Here are the main frames being made up:









Here it is with the sides etc being put on:









Then i fitted the front boards:









This is all the cabling for the lights on the back of the board which was then screwed up to the frame inside to make the ceiling:









I then cut the floor piece to size and fitted that:









Now all i need to do for the viv is 

1. Fit the glas runners and vents which i picked up today
2. Get the glass cut to size
3. Seal all the edges etc with aquatic sealant
4. Put edgeing strip on contiboard

And also im not sure what to do with the back board? i could either varnish it as it is, paint it and varnish it or i could do a complete fake rock background to go with the other fake rock bits im making? 

Here is as far as ive got on my aztec themed temple thingy:

I started by cutting all the poly to size:









Then i stuck it all together to the shape i wanted using some no nails:









Here it is after one coat of grout:









and here after two coats:









Any feedback good or bad is welcome. its interesting to know what people think!


----------



## nogatsira (Jul 9, 2009)

Looks AWESOME so far! Going to follow this project for sure.
I've heard No Nails is toxic for animals tho? Or wouldn't it hurt if you use it for the temple?


----------



## ashleytofield (Dec 20, 2008)

i was kind of thinking that because when its finished its going to have been covered in 4 or 5 layers of grout, then paint and then sealed with a couple of coats of PVA i pressumed that it would be fine? Obviously if its going to still be a problem ill start from the begining so if anyone knows if it will be safe it would be good to know?


----------



## Fluffygirl (Apr 12, 2009)

Love the temple! We used no more nails on our fake rock built, I think the idea is that if you cover it in 4-5 layers of grout and 2 of a sealent over the top and it should be fine! 

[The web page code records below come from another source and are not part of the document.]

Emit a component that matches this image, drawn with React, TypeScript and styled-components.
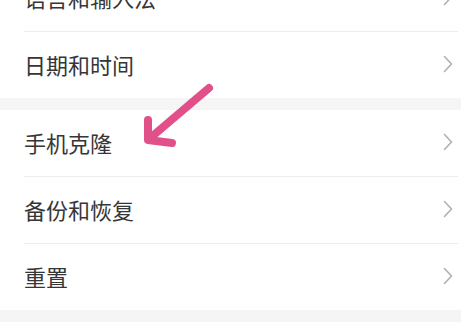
import React from 'react';
import styled, { createGlobalStyle } from 'styled-components';

const GlobalStyle = createGlobalStyle`
  html, body {
    margin: 0;
    background: #ffffff;
  }
  body {
    font-family: "Noto Sans CJK SC", "Noto Sans", sans-serif;
    overflow: hidden;
  }
`;

const Screen = styled.div`
  position: relative;
  width: 461px;
  height: 334px;
  overflow: hidden;
  background: #ffffff;
`;

const List = styled.div`
  display: flex;
  flex-direction: column;
  margin-top: -35px;
`;

const Group = styled.div`
  display: flex;
  flex-direction: column;
  background: #ffffff;
`;

const Band = styled.div`
  height: 12px;
  background: #f5f5f5;
`;

const Row = styled.div`
  display: flex;
  align-items: center;
  justify-content: space-between;
  box-sizing: border-box;
  height: 66px;
  padding: 0 8px 3px 24px;
`;

const Divider = styled.div`
  height: 1px;
  margin: 0 3px 0 24px;
  background: #ececec;
`;

const Label = styled.span`
  font-size: 22px;
  color: #363636;
  line-height: 1;
`;

const Chevron = () => (
  <svg width="10" height="18" viewBox="0 0 10 18">
    <path d="M1.5 1.5 L8.5 9 L1.5 16.5" fill="none" stroke="#b0b0b0" strokeWidth="1.6" strokeLinecap="round" strokeLinejoin="round" />
  </svg>
);

const ArrowMark = styled.svg`
  position: absolute;
  left: 0;
  top: 0;
  pointer-events: none;
`;

const groups = [
  ['语言和输入法', '日期和时间'],
  ['手机克隆', '备份和恢复', '重置'],
  ['']
];

export default function App() {
  return (
    <>
      <GlobalStyle />
      <Screen>
        <List>
          {groups.map((items, gi) => (
            <React.Fragment key={gi}>
              {gi > 0 && <Band />}
              <Group>
                {items.map((item, i) => (
                  <React.Fragment key={item + i}>
                    {i > 0 && <Divider />}
                    <Row>
                      <Label>{item}</Label>
                      {item && <Chevron />}
                    </Row>
                  </React.Fragment>
                ))}
              </Group>
            </React.Fragment>
          ))}
        </List>
        <ArrowMark width="461" height="334" viewBox="0 0 461 334">
          <g fill="none" stroke="#e2508a" strokeWidth="8" strokeLinecap="round" strokeLinejoin="round">
            <path d="M209 88 L149 139" />
            <path d="M148 120 L148 140 L172 143" />
          </g>
        </ArrowMark>
      </Screen>
    </>
  );
}
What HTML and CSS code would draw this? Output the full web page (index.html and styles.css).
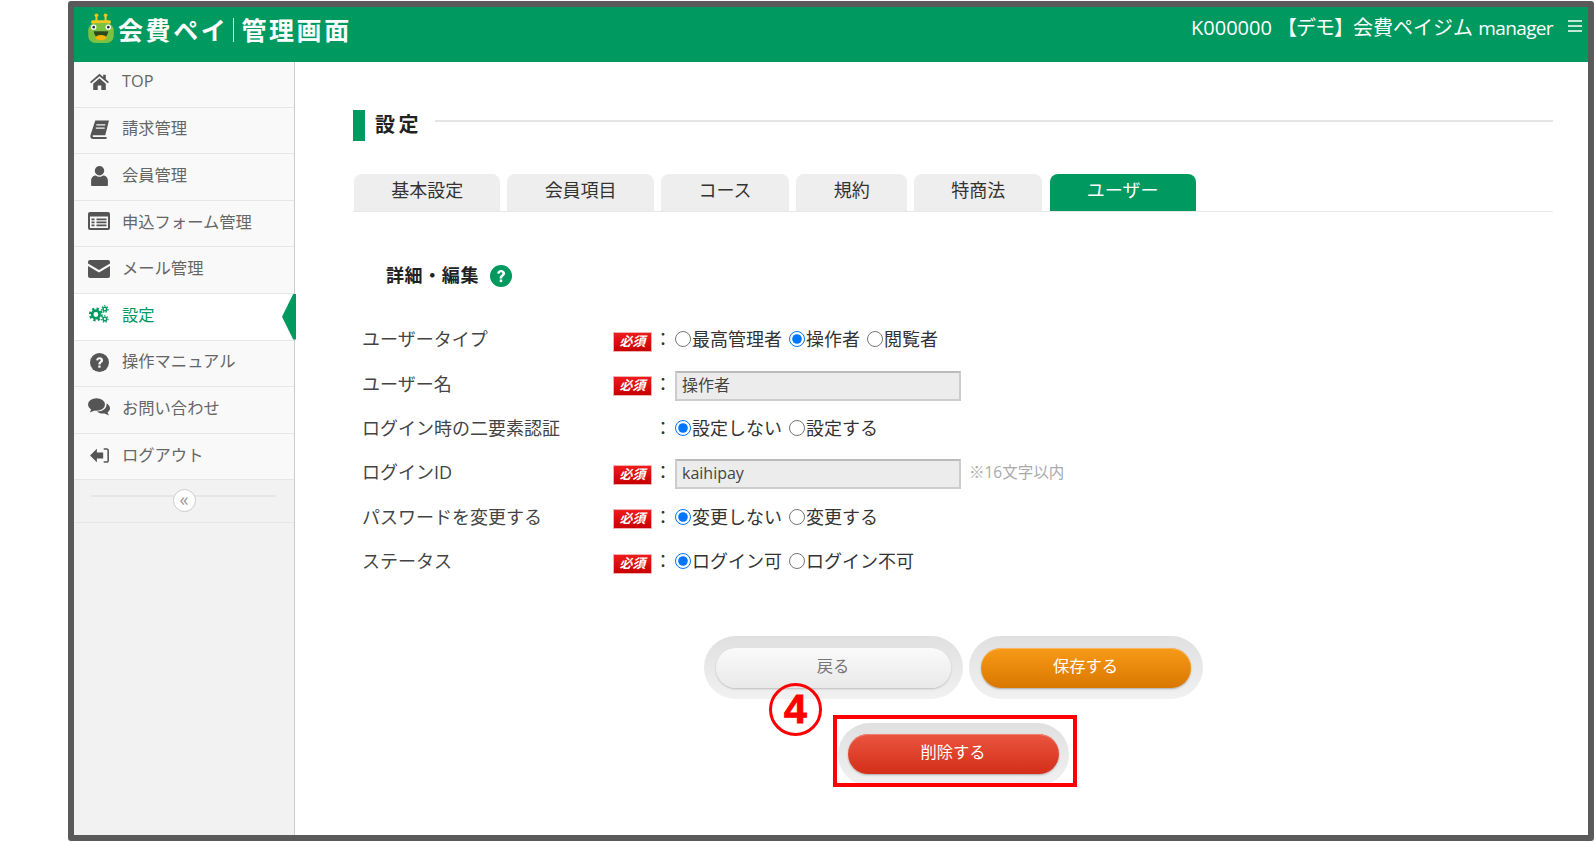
FILE: index.html
```html
<!DOCTYPE html>
<html lang="ja">
<head>
<meta charset="utf-8">
<title>会費ペイ 管理画面</title>
<link rel="stylesheet" href="styles.css">
</head>
<body>
<div class="frame">
  <header class="topbar">
    <div class="brand">
      <svg class="frog" viewBox="0 0 30 34">
        <path d="M10 2v8M20 2v8" stroke="#f2c81e" stroke-width="2.2"/>
        <circle cx="10" cy="2.500" r="2" fill="#f2c81e"/><circle cx="20" cy="2.500" r="2" fill="#f2c81e"/>
        <rect x="4" y="8" width="22" height="4" rx="2" fill="#f2c81e"/>
        <rect x="1" y="11" width="28" height="22" rx="8" fill="#7cc142"/>
        <circle cx="7" cy="15.500" r="3" fill="#fff"/><circle cx="23" cy="15.500" r="3" fill="#fff"/>
        <circle cx="7" cy="15.500" r="1.400" fill="#234"/><circle cx="23" cy="15.500" r="1.400" fill="#234"/>
        <path d="M7 20h16q-1 8-8 8t-8-8z" fill="#2d4a1e"/>
        <ellipse cx="15" cy="27" rx="6" ry="3" fill="#f5b400"/>
      </svg>
      <span class="brand-name">会費ペイ</span>
      <span class="brand-sep"></span>
      <span class="brand-name">管理画面</span>
    </div>
    <div class="account">
      <span>K000000 <span class="brk">【デモ】</span>会費ペイジム <span class="mgr">manager</span></span>
      <svg class="burger" viewBox="0 0 14 14"><path d="M0 2h14M0 7h14M0 12h14" stroke="#fff" stroke-width="1.6"/></svg>
    </div>
  </header>
  <div class="body-row">
    <nav class="sidebar">
      <a class="nav-item"><svg class="nav-icon" viewBox="0 0 20 20"><path d="M10 2.5 1 10.5l1 1.2L10 5l8 6.7 1-1.2-3-2.7V3.5h-2.5v2.2zM4 12.2 10 7l6 5.2V18h-4.3v-4.3H8.3V18H4z"/></svg>TOP</a>
      <a class="nav-item"><svg class="nav-icon" viewBox="0 0 20 20"><path d="M6 1.500h13l-3.500 14H3.700c-.5 1 0 1.700 1 1.700h12.300l-.5 1.800H3.500C1.500 19 .9 17 1.500 15zM7 5v1.300h8.500V5zM6.500 8v1.300H15V8z" fill-rule="evenodd"/></svg>請求管理</a>
      <a class="nav-item"><svg class="nav-icon" viewBox="0 0 20 20"><circle cx="10" cy="5.500" r="4.500"/><path d="M2 19v-4c0-3 2-5 4.500-5 1 .8 2.200 1.300 3.500 1.300s2.500-.5 3.500-1.300c2.500 0 4.500 2 4.500 5v4c0 .5-.5 1-1 1H3c-.5 0-1-.5-1-1z"/></svg>会員管理</a>
      <a class="nav-item"><svg class="nav-icon wide" viewBox="0 0 22 18"><path fill-rule="evenodd" d="M2 0h18a2 2 0 0 1 2 2v14a2 2 0 0 1-2 2H2a2 2 0 0 1-2-2V2a2 2 0 0 1 2-2zM2 4.500V16h18V4.500zM3.500 6.500h3v1.800h-3zm5 0h10v1.800h-10zm-5 3h3v1.800h-3zm5 0h10v1.800h-10zm-5 3h3v1.800h-3zm5 0h10v1.800h-10z"/></svg>申込フォーム管理</a>
      <a class="nav-item"><svg class="nav-icon wide mail" viewBox="0 0 22 18"><path d="M2 0h18a2 2 0 0 1 2 2v1.500L11 10 0 3.500V2a2 2 0 0 1 2-2zM0 6l11 6.500L22 6v10a2 2 0 0 1-2 2H2a2 2 0 0 1-2-2z"/></svg>メール管理</a>
      <a class="nav-item active"><svg class="nav-icon wide" viewBox="0 0 22 20">
          <circle cx="7.500" cy="10.500" r="4.200" fill="none" stroke="currentColor" stroke-width="3"/>
          <circle cx="7.500" cy="10.500" r="6.500" fill="none" stroke="currentColor" stroke-width="2.400" stroke-dasharray="2.600 2.500"/>
          <circle cx="17.500" cy="4.500" r="2" fill="none" stroke="currentColor" stroke-width="1.600"/>
          <circle cx="17.500" cy="4.500" r="3.500" fill="none" stroke="currentColor" stroke-width="1.400" stroke-dasharray="1.600 1.450"/>
          <circle cx="17.500" cy="15.500" r="2" fill="none" stroke="currentColor" stroke-width="1.600"/>
          <circle cx="17.500" cy="15.500" r="3.500" fill="none" stroke="currentColor" stroke-width="1.400" stroke-dasharray="1.600 1.450"/>
        </svg>設定</a>
      <a class="nav-item"><svg class="nav-icon" viewBox="0 0 20 20"><circle cx="10" cy="10" r="9"/><path d="M6.800 7.800C7 6 8.300 5 10.100 5c1.900 0 3.300 1.100 3.300 2.800 0 2.300-2.400 2.300-2.400 4.100H8.900c0-2.800 2.200-2.800 2.200-4 0-.6-.5-1-1.100-1-.7 0-1.100.5-1.200 1.200z" fill="#f9f9f9"/><rect x="8.900" y="12.800" width="2.100" height="2.200" fill="#f9f9f9"/></svg>操作マニュアル</a>
      <a class="nav-item"><svg class="nav-icon wide" viewBox="0 0 22 18"><ellipse cx="8.500" cy="6.500" rx="8.500" ry="6.200"/><path d="M3.500 10 2 14.500 7.500 12z"/><path d="M18.500 5.500c2 1 3.500 2.700 3.500 4.700 0 1.700-1 3.200-2.500 4.200l1.500 3.100-4.500-2.100c-3 .5-6-.3-7.700-1.900 5.500.2 10.500-3 9.700-8z"/></svg>お問い合わせ</a>
      <a class="nav-item"><svg class="nav-icon" viewBox="0 0 20 20"><path d="M1 10l6.500-6.500v3.700h6v5.600h-6v3.700z"/><path d="M14 3h3c1 0 2 1 2 2v10c0 1-1 2-2 2h-3v-1.500h3c.3 0 .5-.2.500-.5V5c0-.3-.2-.5-.5-.5h-3z"/></svg>ログアウト</a>
      <div class="collapse">
        <span class="collapse-line"></span>
        <span class="collapse-btn">«</span>
      </div>
    </nav>
    <main class="content">
      <div class="page-title">
        <span class="title-bar"></span>
        <h1 class="title-text">設定</h1>
        <span class="title-line"></span>
      </div>
      <div class="tabs">
        <a class="tab w1">基本設定</a>
        <a class="tab w1">会員項目</a>
        <a class="tab w2">コース</a>
        <a class="tab w3">規約</a>
        <a class="tab w2">特商法</a>
        <a class="tab w1 current">ユーザー</a>
      </div>
      <h2 class="section-head">詳細・編集
        <svg class="help" viewBox="0 0 20 20"><circle cx="10" cy="10" r="10" fill="#00995f"/><path d="M6.500 7.800C6.700 5.800 8.100 4.600 10.100 4.600c2.100 0 3.600 1.200 3.600 3 0 2.500-2.600 2.600-2.600 4.600H8.800c0-3 2.400-3 2.400-4.400 0-.7-.5-1.100-1.200-1.100-.8 0-1.200.5-1.300 1.300z" fill="#fff"/><rect x="8.800" y="13.200" width="2.300" height="2.400" fill="#fff"/></svg>
      </h2>
      <div class="form">
        <div class="row">
          <span class="label">ユーザータイプ</span><span class="badge">必須</span><span class="colon">：</span>
          <span class="value">
            <label class="opt"><input type="radio" name="t">最高管理者</label>
            <label class="opt"><input type="radio" name="t" checked>操作者</label>
            <label class="opt"><input type="radio" name="t">閲覧者</label>
          </span>
        </div>
        <div class="row">
          <span class="label">ユーザー名</span><span class="badge">必須</span><span class="colon">：</span>
          <span class="value"><input class="field" type="text" value="操作者" readonly></span>
        </div>
        <div class="row">
          <span class="label">ログイン時の二要素認証</span><span class="no-badge"></span><span class="colon">：</span>
          <span class="value">
            <label class="opt"><input type="radio" name="a" checked>設定しない</label>
            <label class="opt"><input type="radio" name="a">設定する</label>
          </span>
        </div>
        <div class="row">
          <span class="label">ログインID</span><span class="badge">必須</span><span class="colon">：</span>
          <span class="value"><input class="field" type="text" value="kaihipay" readonly><span class="hint">※16文字以内</span></span>
        </div>
        <div class="row">
          <span class="label">パスワードを変更する</span><span class="badge">必須</span><span class="colon">：</span>
          <span class="value">
            <label class="opt"><input type="radio" name="p" checked>変更しない</label>
            <label class="opt"><input type="radio" name="p">変更する</label>
          </span>
        </div>
        <div class="row">
          <span class="label">ステータス</span><span class="badge">必須</span><span class="colon">：</span>
          <span class="value">
            <label class="opt"><input type="radio" name="s" checked>ログイン可</label>
            <label class="opt"><input type="radio" name="s">ログイン不可</label>
          </span>
        </div>
      </div>
      <div class="actions">
        <span class="pill-wrap back-wrap"><button class="pill back">戻る</button></span>
        <span class="pill-wrap save-wrap"><button class="pill save">保存する</button></span>
      </div>
      <div class="actions second">
        <span class="pill-wrap del-wrap"><button class="pill del">削除する</button></span>
      </div>
    </main>
  </div>
  <div class="mark-rect"></div>
  <div class="mark-num">4</div>
</div>
</body>
</html>
```
FILE: styles.css
```css
* { box-sizing: border-box; }
html, body { margin: 0; padding: 0; background: #fff; }
body {
  font-family: "Open Sans", "Noto Sans CJK JP", sans-serif;
  color: #333;
  overflow: hidden;
}
.frame {
  position: relative;
  width: 1526px;
  height: 840px;
  margin: 1px 0 0 68px;
  border: 6px solid #5a5a5a;
  border-radius: 3px;
  display: flex;
  flex-direction: column;
}
.topbar {
  height: 55px;
  flex: none;
  background: #00995f;
  color: #fff;
  display: flex;
  justify-content: space-between;
  padding: 0 6px 0 13px;
}
.brand { display: flex; align-items: center; height: 43px; }
.frog { width: 28px; height: 31px; margin-right: 3px; }
.brand-name {
  font-family: "Noto Sans CJK JP", sans-serif;
  font-size: 25px;
  font-weight: 700;
  letter-spacing: 2.6px;
  line-height: 1;
  margin-top: 2px;
}
.brand-sep { width: 1px; height: 24px; background: #cfe9dd; margin: 2px 7px 0 5px; }
.account { display: flex; align-items: flex-start; font-size: 20px; line-height: 27px; padding-top: 7px; }
.brk { letter-spacing: -1px; }
.mgr { font-size: 19px; letter-spacing: -.63px; }
.burger { width: 14px; height: 14px; margin: 5px 0 0 15px; }
.body-row { flex: 1; display: flex; min-height: 0; }
.sidebar {
  width: 221px;
  flex: none;
  background: #f2f2f2;
  border-right: 1px solid #ccc;
  display: flex;
  flex-direction: column;
}
.nav-item {
  position: relative;
  height: 46.6px;
  flex: none;
  display: flex;
  align-items: center;
  padding: 0 0 6px 48px;
  background: #f9f9f9;
  border-bottom: 1px solid #e6e6e6;
  font-size: 16.3px;
  color: #666;
}
.nav-item:first-child { height: 45.6px; }
.nav-item:first-child .nav-icon { top: 9px; }
.nav-item.active { background: #fff; color: #00995f; }
.nav-item.active::after {
  content: "";
  position: absolute;
  right: -2px;
  top: 0;
  bottom: 0;
  width: 14px;
  background: #00995f;
  clip-path: polygon(100% 0, 100% 100%, 80% 100%, 0 50%, 80% 0);
}
.nav-icon {
  position: absolute;
  left: 15px;
  top: 11px;
  width: 21px;
  height: 21px;
  fill: currentColor;
  color: #555;
}
.nav-icon.wide { left: 14px; width: 22px; height: 18px; }
.nav-icon.mail { top: 13px; }
.active .nav-icon { color: #00995f; }
.collapse {
  position: relative;
  height: 43px;
  flex: none;
  border-bottom: 1px solid #e6e6e6;
  display: flex;
  justify-content: center;
}
.collapse-line {
  position: absolute;
  left: 17px;
  right: 18px;
  top: 15px;
  height: 2px;
  background: #e6e6e6;
}
.collapse-btn {
  position: relative;
  width: 23px;
  height: 23px;
  margin-top: 9px;
  background: #fff;
  border: 1px solid #ccc;
  border-radius: 50%;
  font-size: 18px;
  line-height: 19px;
  text-align: center;
  color: #999;
}
.content { flex: 1; min-width: 0; padding: 48px 35px 0 58px; background: #fff; }
.page-title { display: flex; height: 31px; }
.title-bar { width: 12px; background: #00995f; }
.title-text {
  margin: 0 13px 0 10px;
  font-family: "Noto Sans CJK JP", sans-serif;
  font-size: 20px;
  line-height: 28px;
  font-weight: 700;
  letter-spacing: 3.4px;
  color: #222;
}
.title-line { flex: 1; height: 2px; margin-top: 10px; background: #e4e4e4; }
.tabs {
  display: flex;
  gap: 7.2px;
  margin-top: 33px;
  padding-left: 1px;
  border-bottom: 1px solid #e8e8e8;
}
.tab {
  height: 37px;
  background: #eee;
  border-radius: 8px 8px 0 0;
  text-align: center;
  font-size: 18px;
  line-height: 32px;
  color: #333;
}
.w1 { width: 146.3px; }
.w2 { width: 128px; }
.w3 { width: 111px; }
.tab.current { background: #00995f; color: #fff; }
.section-head {
  display: flex;
  align-items: center;
  gap: 11px;
  height: 26px;
  margin: 49px 0 0 33px;
  font-size: 18px;
  font-weight: 700;
  color: #222;
  letter-spacing: .6px;
}
.help { width: 22px; height: 22px; margin-top: 4px; }
.form { margin: 30px 0 0 9px; }
.row {
  display: grid;
  grid-template-columns: 251px 39px 23px 1fr;
  align-items: center;
  height: 44.4px;
  font-size: 18px;
  line-height: 26px;
  color: #444;
}
.badge {
  height: 20px;
  margin-top: 5px;
  background: linear-gradient(#ee1c1c, #c80000);
  border: 1px solid #f2b0b0;
  color: #fff;
  font-size: 13px;
  font-weight: 700;
  font-style: italic;
  line-height: 18px;
  text-align: center;
  font-family: "Liberation Serif", "Noto Sans CJK JP", serif;
}
.colon { font-size: 18px; color: #333; margin-left: 2px; }
.value { display: flex; align-items: center; gap: 7px; }
.opt { display: inline-flex; align-items: center; color: #333; }
.opt input { width: 16px; height: 16px; margin: 0 1px 0 0; accent-color: #0075ff; }
.field {
  width: 286px;
  height: 30px;
  margin-top: 4px;
  padding: 0 5px 3px;
  border: 2px solid #ccc;
  border-top-color: #bbb;
  background: #ececec;
  font-family: "Open Sans", "Noto Sans CJK JP", sans-serif;
  font-size: 16px;
  color: #444;
  outline: none;
}
.hint { margin-left: 1px; font-size: 15.500px; color: #aaa; }
.actions { display: flex; justify-content: center; gap: 6px; margin-top: 53px; }
.actions.second { margin-top: 24px; }
.pill-wrap {
  display: block;
  height: 63px;
  padding: 12px 11px;
  border-radius: 32px;
  background: linear-gradient(#e0e0e0, #f1f1f1);
}
.back-wrap { width: 259px; padding-left: 12px; padding-right: 12px; }
.save-wrap { width: 234px; padding-left: 12px; padding-right: 12px; }
.del-wrap { width: 231px; padding: 11px 10px; }
.pill {
  display: block;
  width: 100%;
  height: 40px;
  border-radius: 20px;
  border: 0;
  font-family: "Noto Sans CJK JP", sans-serif;
  font-size: 16.300px;
  line-height: 34px;
  padding: 0 0 6px;
}
.back {
  background: linear-gradient(#fafafa, #e9e9e9);
  color: #777;
  box-shadow: 0 1px 2px #bbb;
}
.save {
  background: linear-gradient(#f89a18, #d87800);
  color: #fff;
  box-shadow: inset 0 1px 0 #f9b860, 0 1px 2px #aaa;
}
.del {
  background: linear-gradient(#ea5540, #d32e18);
  color: #fff;
  box-shadow: inset 0 1px 0 #f08070, 0 1px 2px #aaa;
}
.mark-rect {
  position: absolute;
  left: 759px;
  top: 708px;
  width: 244px;
  height: 72px;
  border: 4px solid #f00;
}
.mark-num {
  position: absolute;
  left: 695px;
  top: 676px;
  width: 53px;
  height: 53px;
  border: 3px solid #f00;
  border-radius: 50%;
  color: #f00;
  font-family: "Liberation Sans", sans-serif;
  font-weight: 700;
  font-size: 41px;
  line-height: 46px;
  text-align: center;
  -webkit-text-stroke: 1px #f00;
}
```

Shame you couldn't make some kind of hide inside the temple, with a removable lid for cleaning, might be a bit harder tho!


----------



## ashleytofield (Dec 20, 2008)

I was planning on making it a hide so ive left all the inside hollow. only problem was i got too excited and grouted it before cuting a hole in the side! lol but its ok ill do it before i grout it again and it should be fine


----------



## carpetman (Dec 24, 2008)

That will look awsome finished, make sure you keep posting!


----------



## ashleytofield (Dec 20, 2008)

Thanks for all the comments! Ill do another post when I've done a bit more to the viv and fake rock. I'm still undecided what to do with the background though :S


----------



## nogatsira (Jul 9, 2009)

ashleytofield said:


> Thanks for all the comments! Ill do another post when I've done a bit more to the viv and fake rock. I'm still undecided what to do with the background though :S


inca/aztec masks background


----------